You’re surprised, aren’t you?
Certainly, many characters had more exciting deaths than Cicero, but his was the most poignant to me.
Perhaps it was because Cicero, while a Patrician, was not as established within that class as other highborn Roman characters, and it always felt as if he were eternally chasing that brass ring, all the while struggling to maintain a moral center. Cicero had to work hard to get where he did. He isn’t courageous by his own admission, but still manages to stand up for what he believes in when he declares Antony a ‘wreck.’
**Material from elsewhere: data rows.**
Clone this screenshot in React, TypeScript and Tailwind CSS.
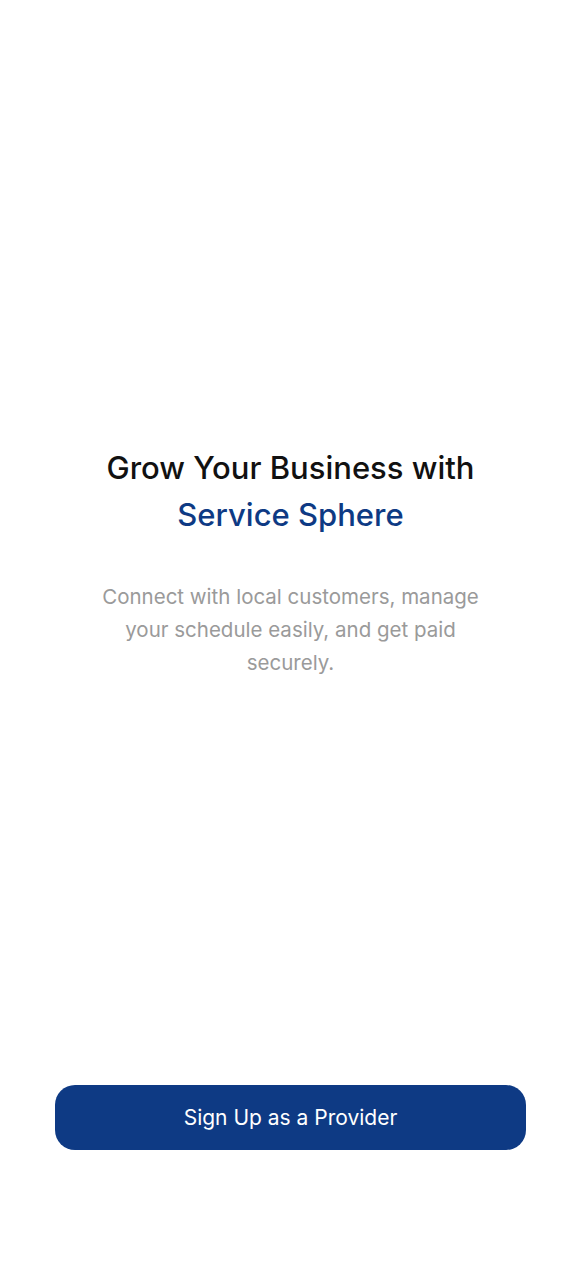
export default function App() {
  return (
    <div className="flex h-[1280px] w-full flex-col bg-white font-['Inter',sans-serif]">
      {/* Headline + copy */}
      <div className="flex flex-col items-center px-[56px] pt-[444px] text-center">
        <h1 className="text-[31px] font-medium leading-[47px] text-[#111111]">
          Grow Your Business with
          <br />
          <span className="text-[#0e3a84]">Service Sphere</span>
        </h1>
        <p className="mt-[42px] max-w-[390px] text-[20.5px] leading-[33px] text-[#9a9a9a]">
          Connect with local customers, manage your schedule easily, and get paid securely.
        </p>
      </div>

      {/* CTA */}
      <div className="mt-auto px-[55px] pb-[130px]">
        <button className="flex h-[65px] w-full items-center justify-center rounded-[20px] bg-[#0e3a84] text-[21px] text-white">
          Sign Up as a Provider
        </button>
      </div>
    </div>
  );
}
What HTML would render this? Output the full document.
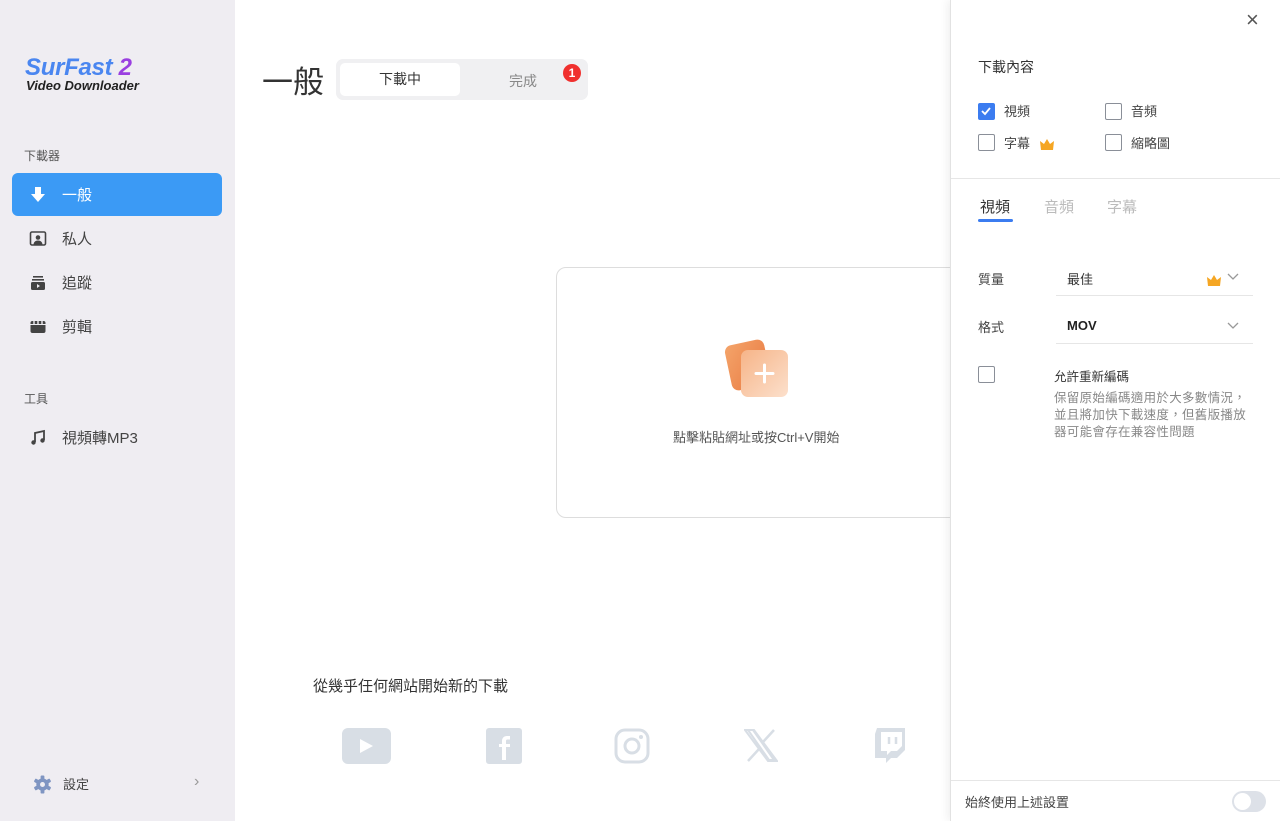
<!DOCTYPE html>
<html><head><meta charset="utf-8"><style>
*{box-sizing:border-box;margin:0;padding:0}
body{width:1280px;height:821px;overflow:hidden;position:relative;background:#fff;font-family:"Liberation Sans","Noto Sans CJK TC",sans-serif;color:#333}
.side{position:absolute;left:0;top:0;width:235px;height:821px;background:#efedf2}
.abs{position:absolute}
.logo1{left:25px;top:54px;font-size:24px;font-weight:900;font-style:italic;color:#4a86f0;letter-spacing:-0.3px}
.logo1 span{color:#9a3fe0}
.logo2{left:26px;top:78px;font-size:13px;font-weight:bold;font-style:italic;color:#222}
.sec{font-size:12px;color:#555}
.item{position:absolute;left:12px;width:210px;height:43px;border-radius:6px;font-size:15px;color:#444;display:flex;align-items:center;padding-left:50px}
.item.on{background:#3b9af5;color:#fff}
.item svg{position:absolute;left:17px;top:13px}
.card{left:556px;top:267px;width:420px;height:251px;border:1px solid #ddd;border-radius:10px}
.panel{left:950px;top:0;width:330px;height:821px;background:#fff;border-left:1px solid #e2e2e2;box-shadow:-3px 0 8px rgba(0,0,0,0.06)}
.cb{position:absolute;width:17px;height:17px;border:1.5px solid #8a8f98;border-radius:2px;background:#fff}
.cb.on{background:#3b7cf0;border-color:#3b7cf0}
.t13{font-size:13px;color:#444}
.line{position:absolute;height:1px;background:#e6e6e6}
</style></head><body>
<div class="side">
<div class="abs logo1">SurFast <span>2</span></div>
<div class="abs logo2">Video Downloader</div>
<div class="abs sec" style="left:24px;top:147px">下載器</div>
<div class="item on" style="top:173px"><svg width="18" height="18" viewBox="0 0 18 18"><path d="M6 1h6v7h4l-7 8-7-8h4z" fill="#fff"/></svg>一般</div>
<div class="item" style="top:217px"><svg width="18" height="18" viewBox="0 0 18 18"><rect x="1.5" y="2" width="15" height="13" rx="1.5" fill="none" stroke="#444" stroke-width="1.6"/><circle cx="9" cy="7.5" r="2.3" fill="#444"/><path d="M4.5 15c0-3 2-4.5 4.5-4.5s4.5 1.5 4.5 4.5z" fill="#444"/></svg>私人</div>
<div class="item" style="top:261px"><svg width="18" height="18" viewBox="0 0 18 18"><rect x="4" y="2" width="10" height="1.6" fill="#444"/><rect x="3" y="5" width="12" height="1.6" fill="#444"/><rect x="2" y="8" width="14" height="8" rx="1.5" fill="#444"/><path d="M8 10v4l3-2z" fill="#efedf2"/></svg>追蹤</div>
<div class="item" style="top:305px"><svg width="18" height="18" viewBox="0 0 18 18"><rect x="1.5" y="3" width="15" height="12" rx="2" fill="#444"/><path d="M5 3v3M9 3v3M13 3v3" stroke="#efedf2" stroke-width="1.4"/><rect x="1.5" y="6" width="15" height="1" fill="#efedf2"/></svg>剪輯</div>
<div class="abs sec" style="left:24px;top:390px">工具</div>
<div class="item" style="top:416px"><svg width="18" height="18" viewBox="0 0 18 18"><path d="M6 13V4l9-2v9" fill="none" stroke="#444" stroke-width="1.8"/><circle cx="4.5" cy="13.5" r="2.2" fill="#444"/><circle cx="13.5" cy="11.5" r="2.2" fill="#444"/></svg>視頻轉MP3</div>
<svg class="abs" style="left:33px;top:775px" width="19" height="19" viewBox="0 0 20 20"><g fill="#7f95c2"><circle cx="10" cy="10" r="6.5"/><rect x="8" y="0.5" width="4" height="19" rx="1"/><rect x="8" y="0.5" width="4" height="19" rx="1" transform="rotate(60 10 10)"/><rect x="8" y="0.5" width="4" height="19" rx="1" transform="rotate(120 10 10)"/></g><circle cx="10" cy="10" r="2.6" fill="#efedf2"/></svg>
<div class="abs t13" style="left:63px;top:774px;color:#444">設定</div>
<div class="abs" style="left:194px;top:773px;color:#999;font-size:16px">›</div>
</div>

<div class="abs" style="left:262px;top:57px;font-size:31px;color:#333">一般</div>
<div class="abs" style="left:336px;top:59px;width:252px;height:41px;background:#f0f0f2;border-radius:7px"></div>
<div class="abs" style="left:340px;top:63px;width:120px;height:33px;background:#fff;border-radius:5px;font-size:14px;text-align:center;line-height:33px;color:#333">下載中</div>
<div class="abs" style="left:509px;top:71px;font-size:14px;color:#888">完成</div>
<div class="abs" style="left:563px;top:64px;width:18px;height:18px;border-radius:50%;background:#f0302e;color:#fff;font-size:12px;font-weight:bold;text-align:center;line-height:18px">1</div>

<div class="abs card"></div>
<svg class="abs" style="left:722px;top:338px" width="70" height="64" viewBox="0 0 70 64"><defs><linearGradient id="g1" x1="0" y1="0" x2="1" y2="1"><stop offset="0" stop-color="#f4a46a"/><stop offset="1" stop-color="#e8773f"/></linearGradient><linearGradient id="g2" x1="0" y1="0" x2="1" y2="1"><stop offset="0" stop-color="#f6b488"/><stop offset="1" stop-color="#fce0cc"/></linearGradient></defs><rect x="6" y="4" width="40" height="46" rx="7" fill="url(#g1)" transform="rotate(-12 26 27)"/><rect x="19" y="12" width="47" height="47" rx="7" fill="url(#g2)"/><path d="M42.5 27v17M34 35.5h17" stroke="#fff" stroke-width="3" stroke-linecap="round"/></svg>
<div class="abs t13" style="left:673px;top:427px;color:#555">點擊粘貼網址或按Ctrl+V開始</div>

<div class="abs" style="left:313px;top:675px;font-size:15px;color:#333">從幾乎任何網站開始新的下載</div>
<svg class="abs" style="left:342px;top:728px" width="49" height="36" viewBox="0 0 49 36"><rect width="49" height="36" rx="6" fill="#d8dee5"/><path d="M18 11v14l13-7z" fill="#fff"/></svg>
<svg class="abs" style="left:486px;top:728px" width="36" height="36" viewBox="0 0 36 36"><rect width="36" height="36" rx="3" fill="#d8dee5"/><path d="M20 32V19h4v-3h-4v-3c0-1 .5-1.5 1.5-1.5H24V8h-3c-3 0-5 2-5 5v3h-3v3h3v13z" fill="#fff"/></svg>
<svg class="abs" style="left:614px;top:728px" width="36" height="36" viewBox="0 0 36 36"><rect x="2" y="2" width="32" height="32" rx="9" fill="none" stroke="#d8dee5" stroke-width="3"/><circle cx="18" cy="18" r="7" fill="none" stroke="#d8dee5" stroke-width="3"/><circle cx="27" cy="9" r="2" fill="#d8dee5"/></svg>
<svg class="abs" style="left:744px;top:729px" width="34" height="33" viewBox="0 0 34 33"><path d="M1 1h9l23 31h-9zM4 1h5l21 30h-5z" fill="none" stroke="#d8dee5" stroke-width="2"/><path d="M30 1L19 13M4 32l11-12" stroke="#d8dee5" stroke-width="2.5"/></svg>
<svg class="abs" style="left:873px;top:728px" width="34" height="37" viewBox="0 0 34 37"><path d="M4 0h28v22l-8 8h-6l-5 5v-5H2V6z" fill="#d8dee5"/><path d="M8 4v19h6v4l4-4h6l5-5V4z" fill="#fff"/><path d="M16 9v7M23 9v7" stroke="#d8dee5" stroke-width="2.5"/></svg>

<div class="abs panel">
<div class="abs" style="left:295px;top:7px;font-size:22px;color:#555;font-weight:300">×</div>
<div class="abs" style="left:27px;top:57px;font-size:14px;color:#333">下載內容</div>
<div class="cb on" style="left:27px;top:103px"><svg width="14" height="14" viewBox="0 0 14 14" style="position:absolute;left:0;top:0"><path d="M3 7l3 3 5-6" fill="none" stroke="#fff" stroke-width="1.8"/></svg></div>
<div class="abs t13" style="left:53px;top:101px">視頻</div>
<div class="cb" style="left:154px;top:103px"></div>
<div class="abs t13" style="left:180px;top:101px">音頻</div>
<div class="cb" style="left:27px;top:134px"></div>
<div class="abs t13" style="left:53px;top:133px">字幕</div>
<svg class="abs" style="left:88px;top:138px" width="16" height="12" viewBox="0 0 16 12"><path d="M1 3l4 3 3-5 3 5 4-3-1 9H2z" fill="#f5a623"/></svg>
<div class="cb" style="left:154px;top:134px"></div>
<div class="abs t13" style="left:180px;top:133px">縮略圖</div>
<div class="line" style="left:0;top:178px;width:330px"></div>
<div class="abs" style="left:29px;top:196px;font-size:15px;color:#333">視頻</div>
<div class="abs" style="left:27px;top:219px;width:35px;height:3px;background:#3b7cf0;border-radius:2px"></div>
<div class="abs" style="left:93px;top:196px;font-size:15px;color:#bbb">音頻</div>
<div class="abs" style="left:156px;top:196px;font-size:15px;color:#bbb">字幕</div>
<div class="abs t13" style="left:27px;top:269px">質量</div>
<div class="abs t13" style="left:116px;top:269px;color:#333">最佳</div>
<svg class="abs" style="left:255px;top:274px" width="16" height="12" viewBox="0 0 16 12"><path d="M1 3l4 3 3-5 3 5 4-3-1 9H2z" fill="#f5a623"/></svg>
<svg class="abs" style="left:276px;top:273px" width="12" height="8" viewBox="0 0 12 8"><path d="M1 1l5 5 5-5" fill="none" stroke="#999" stroke-width="1.3"/></svg>
<div class="line" style="left:105px;top:295px;width:197px"></div>
<div class="abs t13" style="left:27px;top:317px">格式</div>
<div class="abs t13" style="left:116px;top:318px;color:#222;font-weight:bold">MOV</div>
<svg class="abs" style="left:276px;top:322px" width="12" height="8" viewBox="0 0 12 8"><path d="M1 1l5 5 5-5" fill="none" stroke="#999" stroke-width="1.3"/></svg>
<div class="line" style="left:105px;top:343px;width:197px"></div>
<div class="cb" style="left:27px;top:366px"></div>
<div class="abs" style="left:103px;top:366px;font-size:12.5px;color:#333">允許重新編碼</div>
<div class="abs" style="left:103px;top:390px;font-size:12.5px;color:#888;line-height:17px;width:195px;letter-spacing:0.3px">保留原始編碼適用於大多數情況，並且將加快下載速度，但舊版播放器可能會存在兼容性問題</div>
<div class="line" style="left:0;top:780px;width:330px"></div>
<div class="abs t13" style="left:14px;top:792px">始終使用上述設置</div>
<div class="abs" style="left:281px;top:791px;width:34px;height:21px;border-radius:11px;background:#dde1e8"><div style="position:absolute;left:2px;top:2px;width:17px;height:17px;border-radius:50%;background:#fff"></div></div>
</div>
</body></html>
Cicero’s death, when it comes, is a strange peak in the show. The pacing slows down a great deal; he observes a single bird overhead, and seems to be reflecting on not how little he has done with his life, but that it should end this way, in his garden, while his slave weeps hysterically in the background. The sun is bright and a soft wind is blowing, rustling the leaves of his peach tree. It’s a beautiful day, the rest of which he will not see.
Cicero’s resignation to his fate is only part of the greatness of this scene; the other half is Titus Pullo’s gentle, self-assured assistance as he helps walk Cicero through his last moments. He asks permission to take peaches from Cicero’s garden. It’s clear that Cicero is thinking of other, much loftier concepts, but the import of this small concession is not lost on him. In five minutes, they won’t belong to anyone, after all, and Pullo could do as he likes. He’s no mindless thug, come to humiliate Cicero, loot his house and commit violent murder; he’s simply carrying out orders.
The other interesting thing about this scene is its small flirtation with the concept of mortality. Cicero mentions that he will be immortalized in all the history books, and so will his killer. Pullo mistakenly takes this to mean that he will be immortalized, physically, before the matter is cleared up. Their names and deeds will live on, if nothing else.
Rome is a show I include in a group filed under ‘Great Humanist Dramas.’ Sure, many of the characters invoke the names of their gods as they go about their business, occasionally even putting importance into that god’s opinion of their actions, but ultimately it’s a show about humans.